Friday, January 23, 2009

Customer Identity Resolution

For the past two years I was involved in solving a challenging problem faced by many customer facing businesses in service industry: customer identity resolution.

Problem definition: implementing a solution for online customer matching for a large telecommunications company servicing more than 10 million customers.

Customer Relationship Management applications face a major challenge in implementing accurate and timely customer identification for several reasons:
  • customer reps misspelling customer name and addresses
  • large number of records (ranging anywhere from few millions to hundreds of millions) drives search response times higher
  • potential for fraud in case of identity misrepresentation
The solution to this problem is usually a complex mix of business intelligence tools and custom developed application code. In our case it uses SAS Dataflux product to generate match codes for customer name and address. Match codes are stored in Oracle database together with the original customer information.

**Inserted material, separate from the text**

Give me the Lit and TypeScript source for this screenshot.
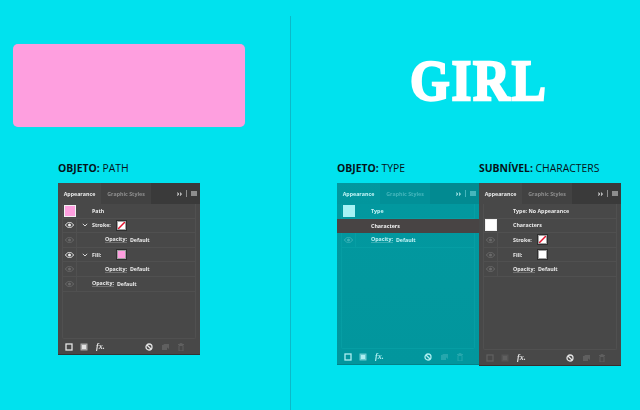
import { LitElement, html, css, svg, nothing } from "lit";
import { customElement, property } from "lit/decorators.js";

type Row = {
  eye?: "on" | "dim";
  big?: string;
  chevron?: boolean;
  indent?: boolean;
  label: string;
  value?: string;
  swatch?: "stroke" | "fill-pink" | "fill-white";
  selected?: boolean;
  link?: boolean;
};

const eye = svg`<svg width="9" height="6" viewBox="0 0 9 6"><path d="M.4 3C1.6 1.2 3 .4 4.5.4S7.4 1.2 8.6 3C7.4 4.8 6 5.6 4.5 5.6S1.6 4.8.4 3Z" fill="none" stroke="currentColor" stroke-width=".9"/><circle cx="4.5" cy="3" r="1.5" fill="currentColor"/></svg>`;
const chevron = svg`<svg width="6" height="4" viewBox="0 0 6 4"><path d="M.8.8 3 3 5.2.8" fill="none" stroke="currentColor" stroke-width="1"/></svg>`;

@customElement("appearance-panel")
class AppearancePanel extends LitElement {
  @property({ attribute: false }) rows: Row[] = [];
  @property({ reflect: true }) tone = "dark";

  static styles = css`
    :host {
      display: flex;
      flex-direction: column;
      width: 142px;
      height: 172px;
      font: 700 5.3px "Open Sans", sans-serif;
      filter: blur(0.25px);
      --body: #484848;
      --head: #3a3a3a;
      --tab: #424242;
      --line: #505050;
      --text: #ececec;
      --muted: #8e8e8e;
      --eye: #f0f0f0;
      --eye-dim: #6c6c6c;
      --icon: #e4e4e4;
      --icon-dim: #5f5f5f;
      --edge: #333;
      --swatch-edge: #a0a0a0;
    }
    :host([tone="teal"]) {
      --body: linear-gradient(#02989f, #02969d);
      --head: #028a91;
      --tab: #029098;
      --line: #069ea4;
      --text: #c4f5f7;
      --muted: #45b6bc;
      --eye-dim: #3fb3b9;
      --icon: #aeeef1;
      --icon-dim: #25a7ad;
      --edge: #028289;
      height: 182px;
    }
    :host([tone="tall"]) { height: 183px; --edge: #3a2c2c; }
    .tabs { display: flex; align-items: stretch; height: 21px; background: var(--head); flex: none; }
    .tab { display: flex; align-items: center; justify-content: center; color: var(--text); background: var(--body); width: 43px; }
    .tab.off { background: var(--tab); color: var(--muted); width: 50px; }
    .tools { margin-left: auto; display: flex; align-items: center; gap: 4px; padding-right: 3px; color: var(--text); font-size: 7px; }
    .menu { width: 6px; height: 5px; background: var(--muted); }
    .sep { width: 1px; height: 7px; background: var(--muted); }
    .body { flex: 1; background: var(--body); display: flex; flex-direction: column; min-height: 0; }
    .list { flex: 1; margin: 0 4px; border: 1px solid var(--line); border-width: 0 1px 1px; border-radius: 0 0 2px 2px; display: flex; flex-direction: column; }
    .row { display: flex; align-items: center; height: 14.6px; flex: none; border-bottom: 1px solid var(--line); box-sizing: border-box; color: var(--text); }
    .row.selected { background: #484444; margin: 0 -5px; padding: 0 5px; border-bottom: 0; color: #f2f2f2; }
    .lead { width: 14px; height: 100%; flex: none; display: flex; align-items: center; justify-content: center; box-sizing: border-box; }
    .lead.on { color: var(--eye); border-right: 1px solid var(--line); }
    .lead.dim { color: var(--eye-dim); border-right: 1px solid var(--line); }
    .big { width: 10px; height: 10px; border: 1px solid #f0f0f0; flex: none; margin-right: 1px; }
    :host([tone="teal"]) .big { border-color: #a6f3f5; }
    .big.pink { background: #fe9fdf; }
    .big.aqua { background: #a6f3f5; }
    .big.white { background: #fff; }
    .gap { width: 15px; flex: none; display: flex; justify-content: flex-end; padding-right: 4px; box-sizing: border-box; color: #d8d8d8; }
    .indent { width: 13px; flex: none; }
    .label { white-space: nowrap; }
    .label.link { border-bottom: 1px solid rgba(255,255,255,.22); line-height: 6px; }
    .label.wide { min-width: 25px; border-bottom: 0; }
    .value { margin-left: 3px; white-space: nowrap; }
    .swatch { width: 7px; height: 7px; border: 1.5px solid var(--swatch-edge); outline: 1px solid #2f2f2f; flex: none; background: #fff; }
    .swatch.fill-pink { background: #fe9fdf; }
    .swatch svg { display: block; }
    .foot { height: 15px; flex: none; display: flex; align-items: center; padding-left: 7px; color: var(--icon); }
    .foot svg { display: block; flex: none; }
    .fx { font: italic 700 8px "Liberation Serif", serif; width: 15px; margin-left: 8px; color: var(--icon); }
    .spacer { width: 34px; flex: none; }
    .dim-icon { color: var(--icon-dim); margin-left: 8px; }
    .second { margin-left: 7px; }
    :host([tone="tall"]) .first { color: var(--icon-dim); }
    .edge { height: 1px; background: var(--edge); flex: none; }
  `;

  private renderRow(r: Row) {
    return html`<div class="row ${r.selected ? "selected" : ""}">
      <div class="lead ${r.eye ?? ""}">
        ${r.eye ? eye : r.big ? html`<div class="big ${r.big}"></div>` : nothing}
      </div>
      <div class="gap">${r.chevron ? chevron : nothing}</div>
      ${r.indent ? html`<div class="indent"></div>` : nothing}
      <span class="label ${r.link ? "link" : ""} ${r.swatch ? "wide" : ""}">${r.label}</span>
      ${r.value ? html`<span class="value">${r.value}</span>` : nothing}
      ${r.swatch
        ? html`<div class="swatch ${r.swatch}">
            ${r.swatch === "stroke"
              ? svg`<svg width="7" height="7" viewBox="0 0 7 7"><path d="M0 7 7 0" stroke="#e3122d" stroke-width="1.5"/></svg>`
              : nothing}
          </div>`
        : nothing}
    </div>`;
  }

  render() {
    return html`
      <div class="tabs">
        <div class="tab">Appearance</div>
        <div class="tab off">Graphic Styles</div>
        <div class="tools"><span>››</span><div class="sep"></div><div class="menu"></div></div>
      </div>
      <div class="body">
        <div class="list">${this.rows.map((r) => this.renderRow(r))}</div>
        <div class="foot">
          <svg class="first" width="8" height="8" viewBox="0 0 8 8"><rect x="1" y="1" width="6" height="6" fill="none" stroke="currentColor" stroke-width="1.3"/></svg>
          <svg class="first second" width="8" height="8" viewBox="0 0 8 8"><rect x=".5" y=".5" width="7" height="7" fill="currentColor" fill-opacity=".6"/><rect x="2" y="2" width="4" height="4" fill="currentColor"/></svg>
          <span class="fx">fx.</span>
          <div class="spacer"></div>
          <svg width="8" height="8" viewBox="0 0 8 8"><circle cx="4" cy="4" r="3" fill="none" stroke="currentColor" stroke-width="1.3"/><path d="M2 2 6 6" stroke="currentColor" stroke-width="1.2"/></svg>
          <svg class="dim-icon" width="8" height="8" viewBox="0 0 8 8"><path d="M1 2h5v5H1Z M2 1h6v5" fill="currentColor"/></svg>
          <svg class="dim-icon" width="8" height="8" viewBox="0 0 8 8"><path d="M1 1.5h6M3 1V.4h2V1M2 2.5h4V8H2Z" fill="none" stroke="currentColor"/></svg>
        </div>
        <div class="edge"></div>
      </div>
    `;
  }
}

const pathRows: Row[] = [
  { big: "pink", label: "Path" },
  { eye: "on", chevron: true, label: "Stroke:", link: true, swatch: "stroke" },
  { eye: "dim", indent: true, label: "Opacity:", link: true, value: "Default" },
  { eye: "on", chevron: true, label: "Fill:", link: true, swatch: "fill-pink" },
  { eye: "dim", indent: true, label: "Opacity:", link: true, value: "Default" },
  { eye: "dim", label: "Opacity:", link: true, value: "Default" },
];
const typeRows: Row[] = [
  { big: "aqua", label: "Type" },
  { label: "Characters", selected: true },
  { eye: "dim", label: "Opacity:", link: true, value: "Default" },
];
const charRows: Row[] = [
  { label: "Type: No Appearance" },
  { big: "white", label: "Characters" },
  { eye: "dim", label: "Stroke:", link: true, swatch: "stroke" },
  { eye: "dim", label: "Fill:", link: true, swatch: "fill-white" },
  { eye: "dim", label: "Opacity:", link: true, value: "Default" },
];

@customElement("app-root")
export class AppRoot extends LitElement {
  static styles = css`
    :host {
      display: grid;
      grid-template-columns: 290px 1px 349px;
      width: 640px;
      height: 410px;
      background: #00e2ee;
      overflow: hidden;
      font-family: "Open Sans", sans-serif;
    }
    .left { display: flex; flex-direction: column; padding: 44px 0 0 13px; }
    .shape { width: 232px; height: 83px; background: #fe9fdf; border-radius: 5px; box-shadow: 0 0 1px #6fb8dc; }
    .group { display: flex; flex-direction: column; width: 142px; }
    .left .group { margin: 33px 0 0 45px; }
    .divider { background: #0cb9c8; margin-top: 16px; }
    .right { display: flex; flex-direction: column; padding-left: 46px; }
    .title {
      height: 160px;
      box-sizing: border-box;
      padding: 52px 0 0 73px;
      font: 700 58px/1 "Liberation Serif", serif;
    }
    .title span {
      display: inline-block;
      color: #fff;
      letter-spacing: 2px;
      -webkit-text-stroke: 2.4px #fff;
      white-space: nowrap;
      transform: scaleX(0.88);
      transform-origin: left center;
    }
    .stage { display: flex; }
    .caption { font-size: 10.4px; line-height: 16px; height: 23px; color: #06141a; white-space: nowrap; }
    .caption b { font-weight: 700; }
  `;

  render() {
    return html`
      <div class="left">
        <div class="shape"></div>
        <div class="group">
          <div class="caption"><b>OBJETO:</b> PATH</div>
          <appearance-panel .rows=${pathRows}></appearance-panel>
        </div>
      </div>
      <div class="divider"></div>
      <div class="right">
        <div class="title"><span>GIRL</span></div>
        <div class="stage">
          <div class="group">
            <div class="caption"><b>OBJETO:</b> TYPE</div>
            <appearance-panel tone="teal" .rows=${typeRows}></appearance-panel>
          </div>
          <div class="group">
            <div class="caption"><b>SUBNÍVEL:</b> CHARACTERS</div>
            <appearance-panel tone="tall" .rows=${charRows}></appearance-panel>
          </div>
        </div>
      </div>
    `;
  }
}
void AppearancePanel;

Several search or look up algorithms are implemented in a mix of Java web services and database store procedures to perform fast customer matching for thousands of customer reps serving customer calls in real time.

There are few lessons learned from this:
  • don't trust legacy data, use a data cleansing tool to validate and normalize
  • no matter how sophisticated, no out of box tool offers a comprehensive solution
  • performance tuning is critical and will drive a lot the design and implementation, as I found in performance testing with real live data volumes, only few weeks before going live ...